Florida Agricultural and Mechanical University (FAMU) Interim President Larry Robinson, Ph.D., and Scott Jones, Lockheed Martin director of Supply Chain Management on Civil Space Programs, today executed a new master agreement that enables FAMU students and faculty to work on NASA’s Orion Multi-Purpose Crew Vehicle Program and other Lockheed Martin space exploration projects. FAMU is the first historically Black college or university to participate in these efforts.
During the five-year collaboration, Lockheed Martin will provide up to $5 million in funding to FAMU through a series of task orders commissioning work related to space exploration. The contract signing ceremony was held at the historic Neil Armstrong Operations and Checkout Building at the NASA John F. Kennedy Space Center, the assembly and test area for the Orion spacecraft.
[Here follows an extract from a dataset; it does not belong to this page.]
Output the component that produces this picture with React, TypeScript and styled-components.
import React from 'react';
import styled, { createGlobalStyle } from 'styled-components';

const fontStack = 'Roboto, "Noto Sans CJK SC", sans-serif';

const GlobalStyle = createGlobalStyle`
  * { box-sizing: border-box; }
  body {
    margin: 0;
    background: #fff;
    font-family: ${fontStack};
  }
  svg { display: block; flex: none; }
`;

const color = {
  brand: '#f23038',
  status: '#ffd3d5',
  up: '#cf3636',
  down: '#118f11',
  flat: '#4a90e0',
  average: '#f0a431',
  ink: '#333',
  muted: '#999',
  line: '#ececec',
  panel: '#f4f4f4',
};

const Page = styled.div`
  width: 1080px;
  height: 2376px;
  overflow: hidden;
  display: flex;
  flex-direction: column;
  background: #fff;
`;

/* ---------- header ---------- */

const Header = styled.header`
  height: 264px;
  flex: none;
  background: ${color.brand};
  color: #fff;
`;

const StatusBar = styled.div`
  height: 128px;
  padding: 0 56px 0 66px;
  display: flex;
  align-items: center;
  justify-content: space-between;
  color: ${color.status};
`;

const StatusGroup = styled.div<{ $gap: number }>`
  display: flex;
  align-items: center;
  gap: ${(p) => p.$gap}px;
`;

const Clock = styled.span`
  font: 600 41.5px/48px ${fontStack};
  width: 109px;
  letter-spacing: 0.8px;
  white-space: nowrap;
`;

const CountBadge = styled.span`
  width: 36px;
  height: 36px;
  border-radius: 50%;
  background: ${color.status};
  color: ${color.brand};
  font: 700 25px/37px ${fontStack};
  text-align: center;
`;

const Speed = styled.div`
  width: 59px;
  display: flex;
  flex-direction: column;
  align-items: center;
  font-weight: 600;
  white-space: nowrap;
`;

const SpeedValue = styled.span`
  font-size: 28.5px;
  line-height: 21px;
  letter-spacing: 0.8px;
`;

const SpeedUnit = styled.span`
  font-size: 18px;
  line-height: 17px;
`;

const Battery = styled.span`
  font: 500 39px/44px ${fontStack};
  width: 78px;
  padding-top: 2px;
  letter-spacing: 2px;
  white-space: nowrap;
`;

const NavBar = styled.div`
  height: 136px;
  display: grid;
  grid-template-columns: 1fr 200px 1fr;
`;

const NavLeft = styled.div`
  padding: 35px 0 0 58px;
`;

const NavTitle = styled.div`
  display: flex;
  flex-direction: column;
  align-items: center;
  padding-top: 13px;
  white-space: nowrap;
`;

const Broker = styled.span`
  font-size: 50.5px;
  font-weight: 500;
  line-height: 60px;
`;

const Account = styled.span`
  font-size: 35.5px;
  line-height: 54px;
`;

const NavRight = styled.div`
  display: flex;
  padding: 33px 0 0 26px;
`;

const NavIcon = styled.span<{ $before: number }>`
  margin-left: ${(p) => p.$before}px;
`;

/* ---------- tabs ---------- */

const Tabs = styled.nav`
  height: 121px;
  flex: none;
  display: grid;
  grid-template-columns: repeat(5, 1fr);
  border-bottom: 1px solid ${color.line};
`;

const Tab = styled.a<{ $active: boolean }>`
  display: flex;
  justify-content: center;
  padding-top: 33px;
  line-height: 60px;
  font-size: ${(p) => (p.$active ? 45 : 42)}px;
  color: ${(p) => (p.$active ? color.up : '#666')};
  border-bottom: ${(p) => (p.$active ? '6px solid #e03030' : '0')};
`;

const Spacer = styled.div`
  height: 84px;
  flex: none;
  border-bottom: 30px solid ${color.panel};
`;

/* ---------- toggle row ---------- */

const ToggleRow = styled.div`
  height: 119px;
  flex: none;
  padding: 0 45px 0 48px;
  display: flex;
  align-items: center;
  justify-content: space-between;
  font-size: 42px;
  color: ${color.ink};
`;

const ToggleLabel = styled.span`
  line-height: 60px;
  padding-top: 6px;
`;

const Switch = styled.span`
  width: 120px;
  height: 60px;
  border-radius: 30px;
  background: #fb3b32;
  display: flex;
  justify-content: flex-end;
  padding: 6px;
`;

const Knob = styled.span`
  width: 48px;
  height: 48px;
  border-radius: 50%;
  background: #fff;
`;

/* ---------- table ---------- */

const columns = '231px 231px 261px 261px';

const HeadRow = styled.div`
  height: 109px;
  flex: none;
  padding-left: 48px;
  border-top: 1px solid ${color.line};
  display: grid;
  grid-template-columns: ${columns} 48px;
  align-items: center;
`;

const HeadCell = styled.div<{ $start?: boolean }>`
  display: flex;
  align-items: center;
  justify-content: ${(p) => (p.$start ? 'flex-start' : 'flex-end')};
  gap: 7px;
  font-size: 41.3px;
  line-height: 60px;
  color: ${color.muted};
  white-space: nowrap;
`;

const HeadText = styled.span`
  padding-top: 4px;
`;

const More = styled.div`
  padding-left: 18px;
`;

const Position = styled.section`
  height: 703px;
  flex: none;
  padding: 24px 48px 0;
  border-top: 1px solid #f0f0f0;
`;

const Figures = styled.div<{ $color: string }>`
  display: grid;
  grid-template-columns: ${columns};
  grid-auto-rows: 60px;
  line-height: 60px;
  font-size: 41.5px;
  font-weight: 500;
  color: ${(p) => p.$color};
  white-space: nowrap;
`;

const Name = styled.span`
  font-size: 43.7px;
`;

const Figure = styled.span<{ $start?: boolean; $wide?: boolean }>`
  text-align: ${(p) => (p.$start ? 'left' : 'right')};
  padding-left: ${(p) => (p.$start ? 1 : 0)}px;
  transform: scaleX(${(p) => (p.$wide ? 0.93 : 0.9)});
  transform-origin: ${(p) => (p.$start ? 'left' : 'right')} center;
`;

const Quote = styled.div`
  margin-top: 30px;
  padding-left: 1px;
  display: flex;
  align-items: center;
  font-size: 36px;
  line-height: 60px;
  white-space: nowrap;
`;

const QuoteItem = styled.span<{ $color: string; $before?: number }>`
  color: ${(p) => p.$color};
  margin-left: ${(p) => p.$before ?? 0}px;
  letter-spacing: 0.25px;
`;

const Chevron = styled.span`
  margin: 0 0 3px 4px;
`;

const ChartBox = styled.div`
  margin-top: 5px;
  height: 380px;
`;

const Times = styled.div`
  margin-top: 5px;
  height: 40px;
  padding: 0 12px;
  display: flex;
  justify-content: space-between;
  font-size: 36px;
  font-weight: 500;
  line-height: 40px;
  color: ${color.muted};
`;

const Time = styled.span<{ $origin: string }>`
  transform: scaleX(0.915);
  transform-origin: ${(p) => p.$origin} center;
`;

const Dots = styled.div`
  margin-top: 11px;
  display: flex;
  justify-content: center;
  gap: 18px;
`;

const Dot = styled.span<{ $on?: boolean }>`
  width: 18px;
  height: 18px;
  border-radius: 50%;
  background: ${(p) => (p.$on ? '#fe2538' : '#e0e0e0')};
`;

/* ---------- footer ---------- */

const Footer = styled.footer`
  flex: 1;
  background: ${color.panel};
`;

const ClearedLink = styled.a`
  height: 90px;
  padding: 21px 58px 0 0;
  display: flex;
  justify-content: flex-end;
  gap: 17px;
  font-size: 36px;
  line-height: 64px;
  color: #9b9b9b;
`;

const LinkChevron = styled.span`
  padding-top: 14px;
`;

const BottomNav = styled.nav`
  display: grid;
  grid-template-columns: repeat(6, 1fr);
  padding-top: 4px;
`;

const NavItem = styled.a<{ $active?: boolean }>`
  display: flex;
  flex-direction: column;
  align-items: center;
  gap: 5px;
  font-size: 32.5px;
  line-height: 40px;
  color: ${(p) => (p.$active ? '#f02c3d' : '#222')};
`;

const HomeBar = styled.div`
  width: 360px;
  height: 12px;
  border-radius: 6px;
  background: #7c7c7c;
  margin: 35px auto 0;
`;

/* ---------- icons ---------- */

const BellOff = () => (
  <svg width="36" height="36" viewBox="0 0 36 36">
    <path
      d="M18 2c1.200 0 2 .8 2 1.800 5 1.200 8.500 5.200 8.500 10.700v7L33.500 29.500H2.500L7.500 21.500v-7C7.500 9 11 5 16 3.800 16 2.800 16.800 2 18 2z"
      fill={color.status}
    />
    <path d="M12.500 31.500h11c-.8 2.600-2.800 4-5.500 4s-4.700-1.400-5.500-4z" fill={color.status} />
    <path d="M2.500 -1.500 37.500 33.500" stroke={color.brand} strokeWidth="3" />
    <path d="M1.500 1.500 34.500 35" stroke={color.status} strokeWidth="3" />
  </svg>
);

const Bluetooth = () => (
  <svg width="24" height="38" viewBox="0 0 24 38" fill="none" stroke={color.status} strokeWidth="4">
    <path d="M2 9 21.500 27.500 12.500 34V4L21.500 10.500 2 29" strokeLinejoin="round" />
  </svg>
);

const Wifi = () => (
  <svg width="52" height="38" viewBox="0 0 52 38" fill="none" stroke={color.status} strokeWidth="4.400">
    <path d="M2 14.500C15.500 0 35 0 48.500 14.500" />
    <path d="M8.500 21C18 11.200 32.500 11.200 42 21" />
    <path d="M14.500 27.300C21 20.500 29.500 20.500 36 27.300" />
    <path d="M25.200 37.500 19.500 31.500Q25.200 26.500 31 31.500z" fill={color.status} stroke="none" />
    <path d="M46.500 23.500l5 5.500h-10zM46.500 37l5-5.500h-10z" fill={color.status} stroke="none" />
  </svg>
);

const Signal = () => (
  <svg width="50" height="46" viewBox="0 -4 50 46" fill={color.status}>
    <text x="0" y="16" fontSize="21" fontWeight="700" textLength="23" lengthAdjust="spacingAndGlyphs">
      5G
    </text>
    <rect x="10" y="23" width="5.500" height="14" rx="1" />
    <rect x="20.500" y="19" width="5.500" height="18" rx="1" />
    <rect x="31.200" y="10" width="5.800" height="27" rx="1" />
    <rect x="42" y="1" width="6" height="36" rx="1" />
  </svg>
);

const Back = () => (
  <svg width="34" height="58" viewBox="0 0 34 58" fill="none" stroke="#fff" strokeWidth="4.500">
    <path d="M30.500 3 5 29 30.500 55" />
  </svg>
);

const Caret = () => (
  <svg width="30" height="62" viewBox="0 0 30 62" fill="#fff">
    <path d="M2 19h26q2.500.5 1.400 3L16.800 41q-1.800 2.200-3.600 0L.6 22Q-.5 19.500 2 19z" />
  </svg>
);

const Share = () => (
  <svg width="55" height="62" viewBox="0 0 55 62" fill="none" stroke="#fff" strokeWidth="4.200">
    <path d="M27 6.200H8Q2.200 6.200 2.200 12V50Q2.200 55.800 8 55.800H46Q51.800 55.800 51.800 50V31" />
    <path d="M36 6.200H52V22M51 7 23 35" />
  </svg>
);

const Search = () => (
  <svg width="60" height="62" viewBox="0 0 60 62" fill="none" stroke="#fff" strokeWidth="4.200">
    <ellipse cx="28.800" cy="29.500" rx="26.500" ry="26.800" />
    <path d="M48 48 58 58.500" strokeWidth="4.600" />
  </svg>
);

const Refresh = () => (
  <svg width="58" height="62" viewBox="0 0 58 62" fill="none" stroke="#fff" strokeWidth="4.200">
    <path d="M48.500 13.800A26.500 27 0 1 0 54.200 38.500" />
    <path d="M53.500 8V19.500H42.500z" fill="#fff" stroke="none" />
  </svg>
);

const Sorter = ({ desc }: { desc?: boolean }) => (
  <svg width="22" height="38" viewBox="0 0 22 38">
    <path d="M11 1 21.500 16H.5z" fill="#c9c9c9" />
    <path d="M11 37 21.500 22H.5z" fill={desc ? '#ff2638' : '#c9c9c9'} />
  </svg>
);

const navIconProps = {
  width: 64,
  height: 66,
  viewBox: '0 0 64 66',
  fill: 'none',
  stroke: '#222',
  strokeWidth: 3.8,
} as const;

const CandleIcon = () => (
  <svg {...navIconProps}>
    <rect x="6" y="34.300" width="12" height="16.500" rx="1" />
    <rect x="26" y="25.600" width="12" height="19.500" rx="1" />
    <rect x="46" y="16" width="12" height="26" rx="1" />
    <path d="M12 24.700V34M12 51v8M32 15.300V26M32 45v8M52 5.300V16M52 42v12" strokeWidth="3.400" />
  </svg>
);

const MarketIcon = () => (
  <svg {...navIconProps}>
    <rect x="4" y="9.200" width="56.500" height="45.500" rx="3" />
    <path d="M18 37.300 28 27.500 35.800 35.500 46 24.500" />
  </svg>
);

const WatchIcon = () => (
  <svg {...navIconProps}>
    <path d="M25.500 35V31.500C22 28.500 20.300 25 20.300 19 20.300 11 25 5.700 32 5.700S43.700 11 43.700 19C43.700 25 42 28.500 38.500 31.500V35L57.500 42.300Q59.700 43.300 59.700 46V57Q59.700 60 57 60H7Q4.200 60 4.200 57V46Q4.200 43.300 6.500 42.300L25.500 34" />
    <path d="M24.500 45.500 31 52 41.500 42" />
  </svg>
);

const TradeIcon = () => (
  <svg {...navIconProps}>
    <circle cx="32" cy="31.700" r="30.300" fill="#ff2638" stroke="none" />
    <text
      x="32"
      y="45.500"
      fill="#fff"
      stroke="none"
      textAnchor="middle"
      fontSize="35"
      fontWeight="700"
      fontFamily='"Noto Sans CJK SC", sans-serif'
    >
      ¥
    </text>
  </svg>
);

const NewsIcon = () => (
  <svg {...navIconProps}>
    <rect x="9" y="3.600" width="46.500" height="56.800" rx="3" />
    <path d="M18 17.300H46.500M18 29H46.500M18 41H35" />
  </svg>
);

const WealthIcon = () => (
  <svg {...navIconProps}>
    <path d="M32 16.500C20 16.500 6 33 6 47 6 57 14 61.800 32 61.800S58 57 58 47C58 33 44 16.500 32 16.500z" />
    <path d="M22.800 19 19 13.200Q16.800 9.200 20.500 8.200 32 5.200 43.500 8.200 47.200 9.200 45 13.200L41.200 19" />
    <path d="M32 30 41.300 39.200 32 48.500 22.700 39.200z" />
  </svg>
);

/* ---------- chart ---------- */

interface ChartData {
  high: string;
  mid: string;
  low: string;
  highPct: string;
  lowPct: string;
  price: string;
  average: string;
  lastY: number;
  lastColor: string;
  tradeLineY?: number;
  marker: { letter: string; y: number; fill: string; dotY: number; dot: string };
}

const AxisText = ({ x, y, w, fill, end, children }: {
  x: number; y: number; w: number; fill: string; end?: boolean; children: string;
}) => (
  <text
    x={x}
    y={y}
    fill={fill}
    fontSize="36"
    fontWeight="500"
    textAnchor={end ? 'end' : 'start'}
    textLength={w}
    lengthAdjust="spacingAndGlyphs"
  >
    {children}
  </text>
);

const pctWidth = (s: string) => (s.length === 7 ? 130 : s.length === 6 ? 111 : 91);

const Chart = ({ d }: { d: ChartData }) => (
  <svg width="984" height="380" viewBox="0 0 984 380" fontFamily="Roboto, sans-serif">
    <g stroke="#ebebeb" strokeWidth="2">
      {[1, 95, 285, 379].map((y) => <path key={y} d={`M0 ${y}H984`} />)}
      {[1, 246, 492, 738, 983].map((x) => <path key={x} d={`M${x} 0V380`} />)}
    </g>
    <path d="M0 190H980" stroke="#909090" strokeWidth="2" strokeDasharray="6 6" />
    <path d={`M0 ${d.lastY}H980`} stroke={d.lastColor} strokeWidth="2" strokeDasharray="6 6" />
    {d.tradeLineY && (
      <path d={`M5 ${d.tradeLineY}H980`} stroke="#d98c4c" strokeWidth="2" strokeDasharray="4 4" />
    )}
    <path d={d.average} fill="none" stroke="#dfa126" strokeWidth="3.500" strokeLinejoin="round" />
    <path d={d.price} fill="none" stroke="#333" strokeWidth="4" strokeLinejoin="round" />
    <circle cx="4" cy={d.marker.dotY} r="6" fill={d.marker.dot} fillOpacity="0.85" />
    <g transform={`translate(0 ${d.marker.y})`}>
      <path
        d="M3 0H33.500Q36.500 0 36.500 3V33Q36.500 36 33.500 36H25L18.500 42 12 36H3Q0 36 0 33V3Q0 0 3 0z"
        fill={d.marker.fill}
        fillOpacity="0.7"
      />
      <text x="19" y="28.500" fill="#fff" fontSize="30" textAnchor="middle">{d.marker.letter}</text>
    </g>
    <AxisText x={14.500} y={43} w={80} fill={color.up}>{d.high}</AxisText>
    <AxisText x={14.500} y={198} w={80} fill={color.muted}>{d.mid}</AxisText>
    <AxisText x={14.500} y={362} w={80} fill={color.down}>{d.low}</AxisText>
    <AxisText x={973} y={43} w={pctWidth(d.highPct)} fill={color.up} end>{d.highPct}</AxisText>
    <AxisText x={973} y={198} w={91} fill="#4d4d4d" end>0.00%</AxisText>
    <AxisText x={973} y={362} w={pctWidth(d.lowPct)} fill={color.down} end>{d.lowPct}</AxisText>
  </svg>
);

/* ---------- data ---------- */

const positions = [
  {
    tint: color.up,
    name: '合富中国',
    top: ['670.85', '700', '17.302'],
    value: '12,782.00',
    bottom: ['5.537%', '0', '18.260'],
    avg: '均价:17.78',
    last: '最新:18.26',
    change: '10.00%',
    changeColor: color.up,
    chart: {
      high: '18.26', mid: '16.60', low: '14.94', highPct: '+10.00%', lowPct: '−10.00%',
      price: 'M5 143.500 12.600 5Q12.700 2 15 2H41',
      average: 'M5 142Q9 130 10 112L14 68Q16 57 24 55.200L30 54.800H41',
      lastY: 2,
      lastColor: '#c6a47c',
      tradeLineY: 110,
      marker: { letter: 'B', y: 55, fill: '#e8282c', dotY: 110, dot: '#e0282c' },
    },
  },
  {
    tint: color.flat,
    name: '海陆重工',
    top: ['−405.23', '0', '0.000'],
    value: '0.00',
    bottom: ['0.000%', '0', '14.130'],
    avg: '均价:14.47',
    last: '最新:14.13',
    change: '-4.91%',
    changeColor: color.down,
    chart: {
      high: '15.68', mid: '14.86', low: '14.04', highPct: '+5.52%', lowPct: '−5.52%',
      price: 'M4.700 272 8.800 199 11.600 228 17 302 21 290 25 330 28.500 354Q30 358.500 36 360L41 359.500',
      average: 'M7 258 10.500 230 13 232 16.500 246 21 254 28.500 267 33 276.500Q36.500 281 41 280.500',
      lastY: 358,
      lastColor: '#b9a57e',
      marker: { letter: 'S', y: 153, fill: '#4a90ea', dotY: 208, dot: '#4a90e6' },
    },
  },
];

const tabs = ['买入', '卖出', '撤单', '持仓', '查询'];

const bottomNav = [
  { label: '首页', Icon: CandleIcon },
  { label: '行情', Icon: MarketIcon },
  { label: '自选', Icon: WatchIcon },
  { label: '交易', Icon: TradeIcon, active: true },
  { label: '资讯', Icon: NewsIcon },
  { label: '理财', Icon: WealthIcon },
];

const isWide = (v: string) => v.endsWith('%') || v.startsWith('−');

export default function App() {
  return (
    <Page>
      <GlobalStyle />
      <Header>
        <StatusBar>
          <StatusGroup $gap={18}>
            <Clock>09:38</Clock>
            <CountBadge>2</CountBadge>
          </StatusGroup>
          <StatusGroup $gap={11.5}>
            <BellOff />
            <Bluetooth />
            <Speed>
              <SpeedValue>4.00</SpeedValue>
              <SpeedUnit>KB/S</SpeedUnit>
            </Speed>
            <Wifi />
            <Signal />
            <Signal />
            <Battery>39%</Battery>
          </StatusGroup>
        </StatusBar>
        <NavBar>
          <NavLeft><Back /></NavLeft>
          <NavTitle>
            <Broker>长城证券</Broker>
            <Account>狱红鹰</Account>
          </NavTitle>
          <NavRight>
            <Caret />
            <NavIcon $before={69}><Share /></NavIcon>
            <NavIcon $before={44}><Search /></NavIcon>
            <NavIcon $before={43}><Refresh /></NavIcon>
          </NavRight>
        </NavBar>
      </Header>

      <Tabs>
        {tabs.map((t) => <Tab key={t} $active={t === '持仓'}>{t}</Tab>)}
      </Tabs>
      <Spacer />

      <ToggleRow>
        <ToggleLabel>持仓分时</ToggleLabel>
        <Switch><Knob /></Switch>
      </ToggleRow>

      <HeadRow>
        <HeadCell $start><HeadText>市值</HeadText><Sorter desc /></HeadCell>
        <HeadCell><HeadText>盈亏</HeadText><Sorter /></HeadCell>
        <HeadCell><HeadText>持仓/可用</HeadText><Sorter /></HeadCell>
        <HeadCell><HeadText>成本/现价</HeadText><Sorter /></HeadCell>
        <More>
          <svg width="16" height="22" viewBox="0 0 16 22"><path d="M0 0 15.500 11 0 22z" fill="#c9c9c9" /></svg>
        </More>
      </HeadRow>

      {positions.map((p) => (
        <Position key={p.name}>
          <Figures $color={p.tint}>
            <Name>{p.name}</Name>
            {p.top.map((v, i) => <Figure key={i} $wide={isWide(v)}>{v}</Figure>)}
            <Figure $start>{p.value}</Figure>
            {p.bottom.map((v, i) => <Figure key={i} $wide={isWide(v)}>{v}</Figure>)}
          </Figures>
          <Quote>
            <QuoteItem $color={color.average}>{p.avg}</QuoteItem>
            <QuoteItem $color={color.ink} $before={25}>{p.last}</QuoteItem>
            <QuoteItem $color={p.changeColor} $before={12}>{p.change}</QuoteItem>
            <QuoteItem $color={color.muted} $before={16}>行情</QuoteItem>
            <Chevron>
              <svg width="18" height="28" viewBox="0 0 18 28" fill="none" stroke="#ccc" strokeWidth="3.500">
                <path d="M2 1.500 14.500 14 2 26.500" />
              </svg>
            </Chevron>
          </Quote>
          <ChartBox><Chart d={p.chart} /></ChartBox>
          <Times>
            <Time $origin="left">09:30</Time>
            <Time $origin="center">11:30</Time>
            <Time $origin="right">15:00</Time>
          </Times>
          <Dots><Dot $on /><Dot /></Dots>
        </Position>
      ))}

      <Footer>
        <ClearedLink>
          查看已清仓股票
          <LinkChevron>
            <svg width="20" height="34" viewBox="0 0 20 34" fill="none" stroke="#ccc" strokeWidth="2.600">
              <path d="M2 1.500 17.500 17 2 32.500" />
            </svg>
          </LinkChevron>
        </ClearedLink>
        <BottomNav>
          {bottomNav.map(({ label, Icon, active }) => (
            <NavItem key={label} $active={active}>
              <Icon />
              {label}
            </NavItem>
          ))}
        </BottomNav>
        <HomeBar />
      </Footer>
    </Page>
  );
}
“FAMU is excited about the opportunity for our talented faculty and students to work with the Lockheed Martin and NASA team on the journey to Mars,” Robinson said. “The world-class researchers and laboratories at the FAMU- FSU College of Engineering, the FAMU College of Science and Technology, and other STEM disciplines will help make discoveries and develop new technologies needed for deep space exploration.”
Jones added, “The signing of this contract brings together the talents and resources of both Florida A&M University and Lockheed Martin. As NASA continues to push the boundaries of space exploration, partnerships like this will help provide skills and technologies needed to advance us further than ever before.”
According to J. Murray Gibson, Ph.D., dean of the FAMU-FSU College of Engineering, the partnership brings unique strength in engineering research and education that will benefit the Orion program.
“The partnership of FAMU and FSU embodied in our college combines the strengths of a leading historically Black university with a Carnegie ‘highest’ research activity institution,” Gibson said.
FAMU Professor Okenwa Okoli, Ph.D., is the principal investigator for the project. He serves as the associate director of the High-Performance Materials Institute.
“Deep space exploration introduces a range of new challenges and requirements. This agreement will enable Lockheed Martin and NASA to engage the full spectrum of the FAMU-FSU College of Engineering’s talent and resources,” Okoli said.
National and state leaders praised the two organizations for creating such an important partnership that will impact the next phase of aerospace research.
“Space exploration is a key element of America’s leadership agenda for the future,” said U.S. Sen. Marco Rubio. “I commend Lockheed Martin and Florida A&M University on this agreement to allow our next generation of engineers and scientists to contribute to the success of Orion and human missions to Mars.”
Congressman Bill Posey underscored the integral role the partnership will play in expanding experiential learning opportunities for students interested in the science behind space exploration.
“This contract award between Lockheed Martin and Florida A&M University provides an outstanding opportunity for students to engage directly with the Orion program and America’s journey to Mars,” Posey said.
Lockheed Martin is the prime contractor building the Orion Multi-Purpose Crew Vehicle, NASA’s first spacecraft designed for long-duration, human-rated deep space exploration. Orion will transport humans to interplanetary destinations beyond low Earth orbit, such as asteroids, the Moon and eventually Mars, and return them safely back to Earth.
FAMU is an 1890, land-grant, doctoral research and historically Black university located in Tallahassee, Florida. The University is dedicated to the advancement of knowledge, resolution of complex issues, and the empowerment of citizens and communities. The National Academy of Sciences and the National Academy of Engineering ranked the FAMU-FSU College of Engineering the No. 1 institution of origin for African Americans earning doctorate degrees in natural science and engineering.